Mathieu Slama : « La démocratie est aujourd’hui un champ de ruines »

En temps de crise, d’urgence, quand un pays, une région et même tout un monde semble sombrer, un réflexe courant consiste à larguer la liberté par-dessus bord. On serre les vis maintenant, les circonstances l’exigent, on aura bien le temps de voir plus tard. Après tout, la liberté n’est-elle pas un luxe permis par des temps paisibles et prospères ?


Pour Mathieu Slama, invité du nouvel épisode des Contrariantes, il en va au contraire d’un des pires périls qu’une société peut affronter, sans aucune garantie de s’en remettre à court et moyen terme. Consultant et analyste politique, enseignant en communication politique, Mathieu Slama a commencé sa carrière d’essayiste en 2016, avec un premier livre publié aux éditions de Fallois, La Guerre des mondes, réflexion sur la croisade idéologique de Poutine contre l’Occident, plus que jamais d’actualité à l’heure de l’invasion russe de l’Ukraine.


Mais c’est surtout pour son Adieu la liberté, essai sur la société disciplinaire, paru en janvier aux Presses de la Cité, que Peggy Sastre et Laetitia Strauch-Bonart ont décidé de convier Mathieu Slama à leur micro.

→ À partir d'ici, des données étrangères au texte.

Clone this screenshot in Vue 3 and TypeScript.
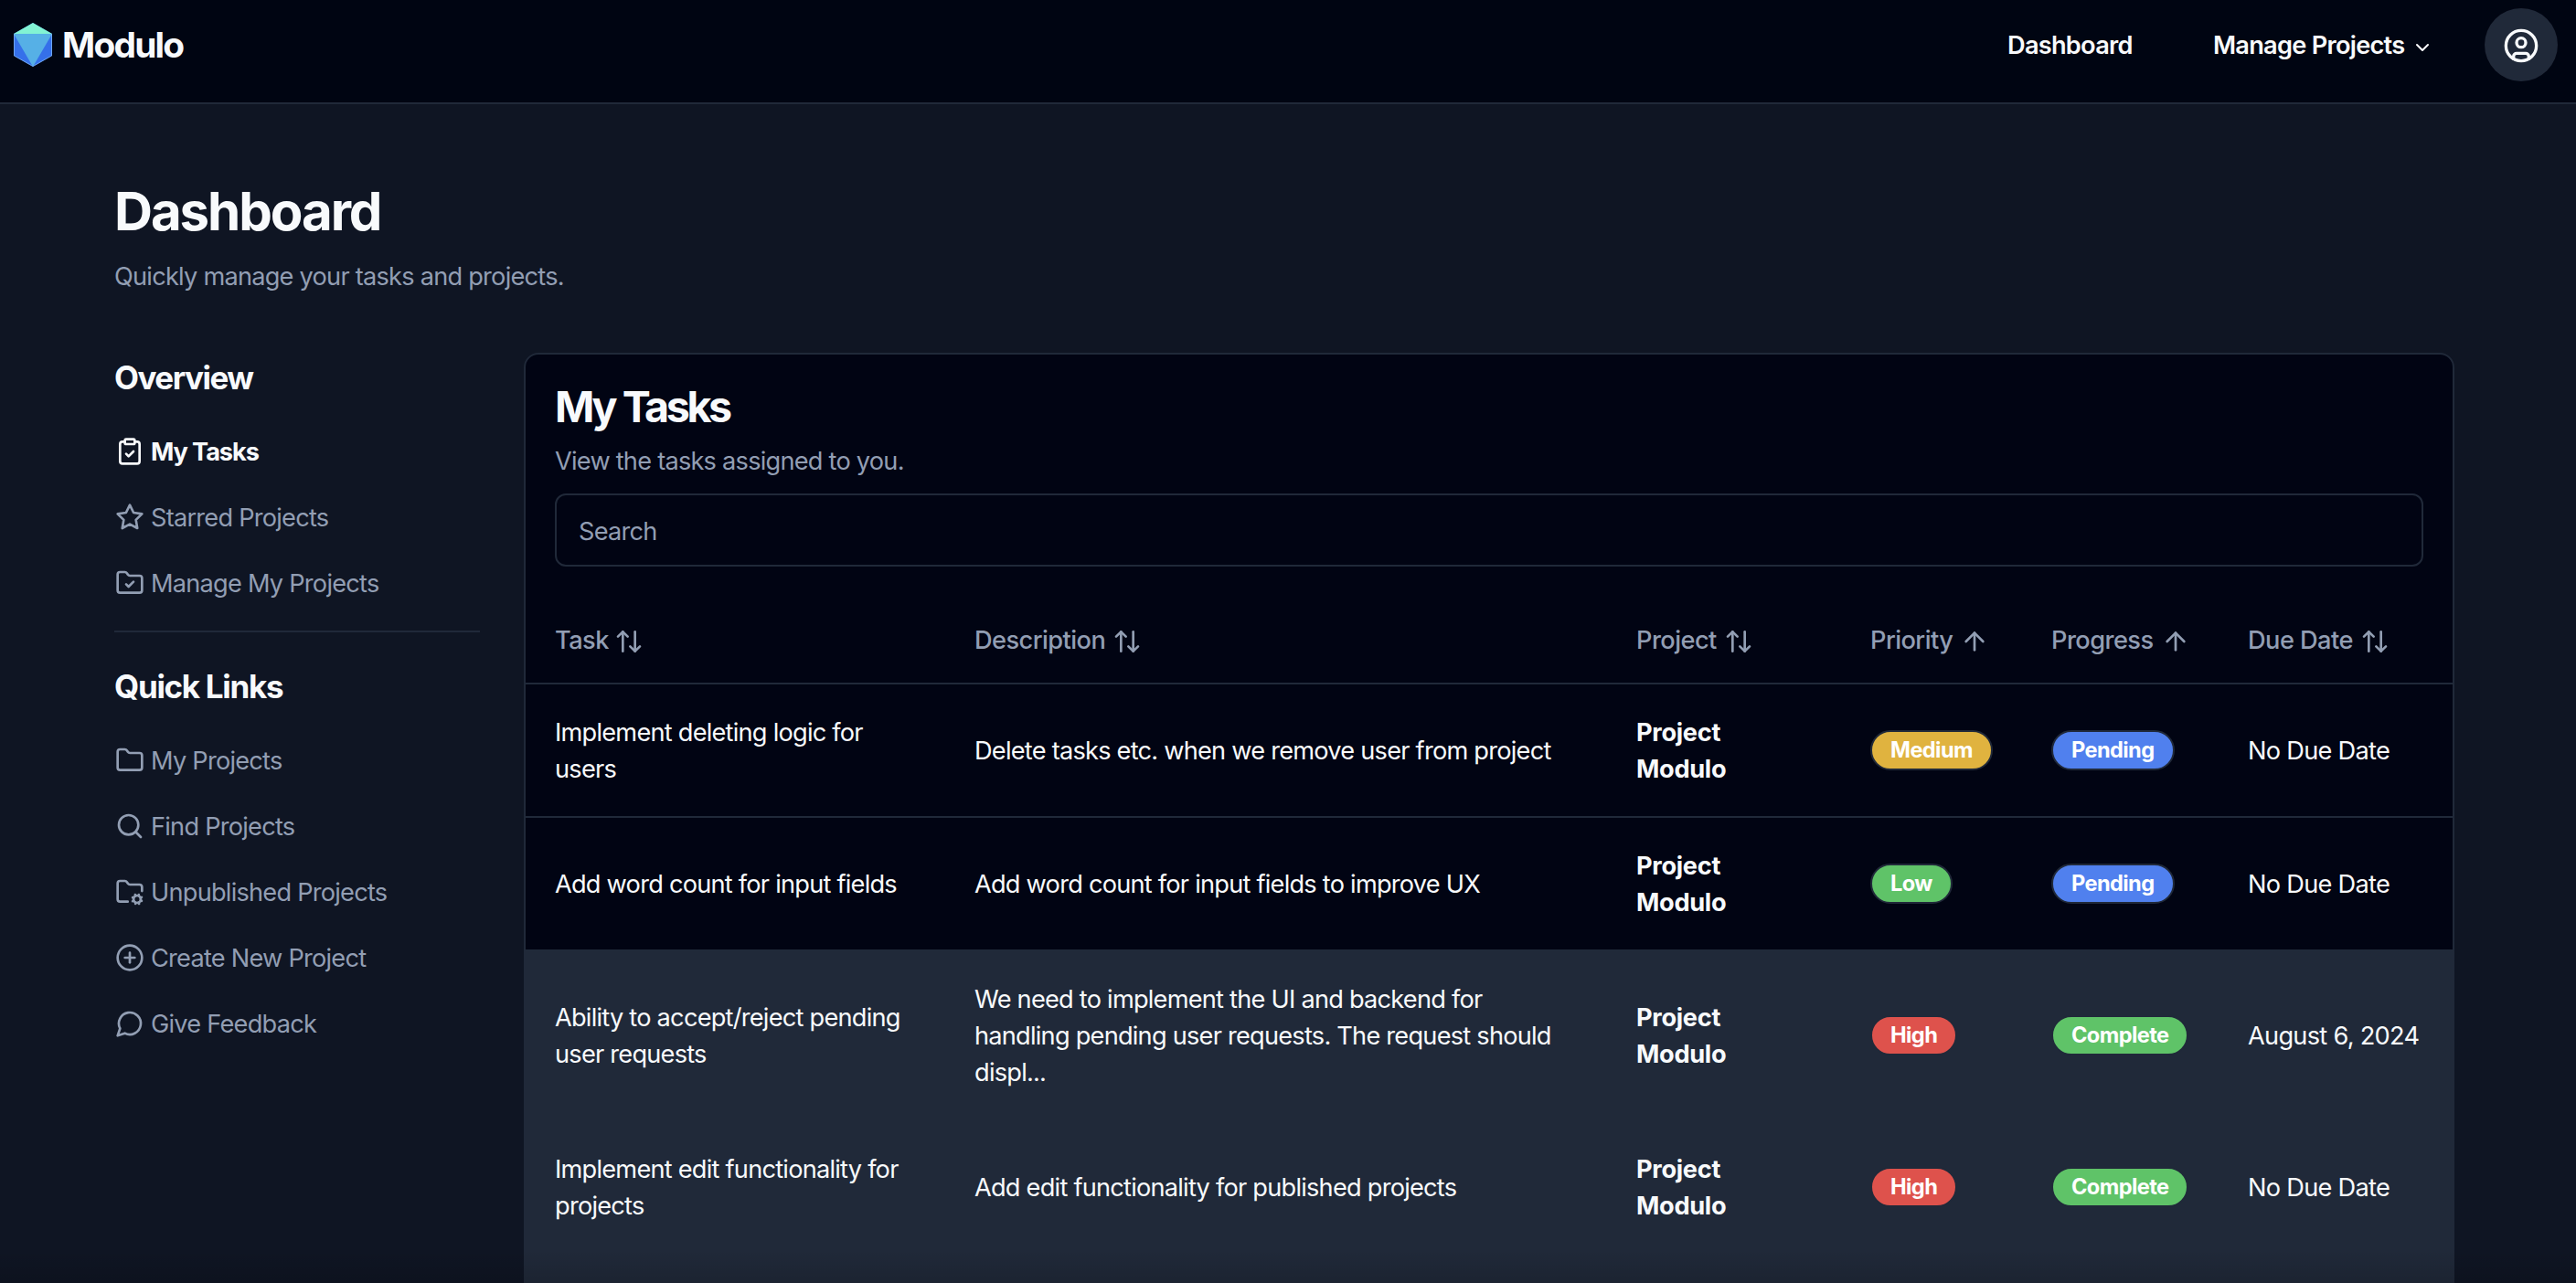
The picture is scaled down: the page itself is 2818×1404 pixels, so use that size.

Dans ce livre, l’essayiste y analyse, avec l’aide de Michel Foucault, Gilles Deleuze et Giorgio Agamben, le tournant décrit comme liberticide que la pandémie de Covid-19 a fait prendre à la France, pays pourtant réputé pour sa passion de la liberté et de l’anticonformisme.


« Avec l’assentiment d’une majorité de Français, écrit Mathieu Slama, une société de l’ordre et de la surveillance s’est installée ; la démocratie est devenue management, le politique s’est effacé devant la science et les citoyens libres se sont transformés en population docile à discipliner. Une éclipse de la liberté préparée de longue date par des renoncements successifs. » Selon l’essayiste, la crise sanitaire n’a fait en réalité que cristalliser un mouvement plus ancien et remontant notamment aux années 2010 avec la réaction au terrorisme islamiste. Pour, en fin de compte, révéler un nouveau totalitarisme « soft », fondé sur une idéologie du « safe ».